For the most part this blog is going to be dedicated to my quest to improve my front yard Halloween display over last year's attempt. So as the title of the opening post says, there are 92 days until Halloween 2009. Hopefully there will be enough time to build everything I want to add to this year's display.

The "everything" I want to build list seems to grow every day. My plans are far beyond my current ability and budget. Speaking of budget, last year I was fortunate to have a bit of spare cash to buy quite a few nice little things. This year the budget is next to nil. Times are tight on the home front and even though my list expands everyday I'm going to have leave many things by the wayside. Hey that is okay though. I think of my Halloween list sort of like a Christmas Wishlist. And that is just what I'll keep on doing is wishing but end up settling for what I can get.








​
Last year my yard display was my first real attempt at decorating the yard and building any props. In the past we done a small bit or two at the front door but nothing on the scale we did last year. Last year I built the following props in a little over a month for the display:

* 2 pincher coffins
* 2 wood entrance columns (78" tall) complete with faux double iron gate
* 3 faux iron railing sections
* 2 child size posable body dummies
* Fred, a full sized adult body dummy
* a smaller wood column that served as a mount for a motion activated talking gargoyle
* wooden sign post covered in foam bones to conceal the trigger light for the gargoyle
* 3 faux rock floodlight covers
* corpsed blucky groundbreaker
* full sized hanging cocoon victim
* 3+ hanging spider egg sacks
* Jack, our giant pumpkin head (paper mache over chicken wire) scare crow
* PVC frame draped in black plastic for inside the foyer to block ToT's view into the rest of the house
* 2 bone mobiles
* half dozen hanging wood decorations
* fog chiller
* several other small odds and ends

That doesn't include time spent to do other such things as the stake and hang the lights, run fishing line to act as invisible spider webs, several nights of lighting and fog testing, and so forth. Was it a LOT OF WORK. Yes. But the first ToT that dared not come down the driveway made it all worthwhile. After that every single terrified ToT was just gravy!
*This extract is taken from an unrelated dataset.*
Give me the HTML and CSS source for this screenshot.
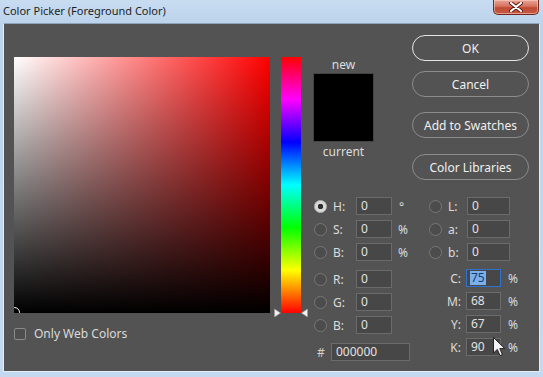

Originally I had wanted to create a haunted walk through in the garage but due to budgeting issues it just wasn't going to be possible. So I've decided that I want to incorporate everything from last year but add a few things that were left out last year, expand on some current props and make some all together new displays. The focus of course is on safety but also the budget aspect, as in next to zero.

Well to be totally honest I have spent a few dollars so far. I purchased 2 cans of great stuff, a small roll of chicken wire, two small containers of mold builder from Michaels (with 50% off coupons), 3 cheap paint brushes and some crayola clay. I think that brings my expenditure this year so far to about $35 spent. I do anticipate purchasing a few more necessities as soon as I'm able to move a few more items on ebay. Probably a couple more cans of great stuff, 1 gallon of latex and some fasteners (bolts, washers, nuts, etc).

So my plans for 2009 are to add the following:

* overhead archway to connect the entrance columns
* texture and repaint columns to simulate weathering
* collapsible walk through crypt structure (8' x 12') with roof
* 4+ corpsed body dummies
* corpsify one of my buckies
* witch's wood shed with roof and detailing
* puppet corpse
* 2 ground breakers
* 7 faux wooden board window covers
* lighted "Trick Or Treat" sign
* 2 corpses stakes or tied to posts
* video recording setup to monitor and capture moments of terror
* coat for Jack
* rebuild Fred (he's falls apart too easily)

There are several small things I know I have left off of this list, but this is the bulk of the work that needs to be accomplished for this years display. No small task by any means ... but it will be worth it.








92 days and counting ...

Let the fun begin!


----------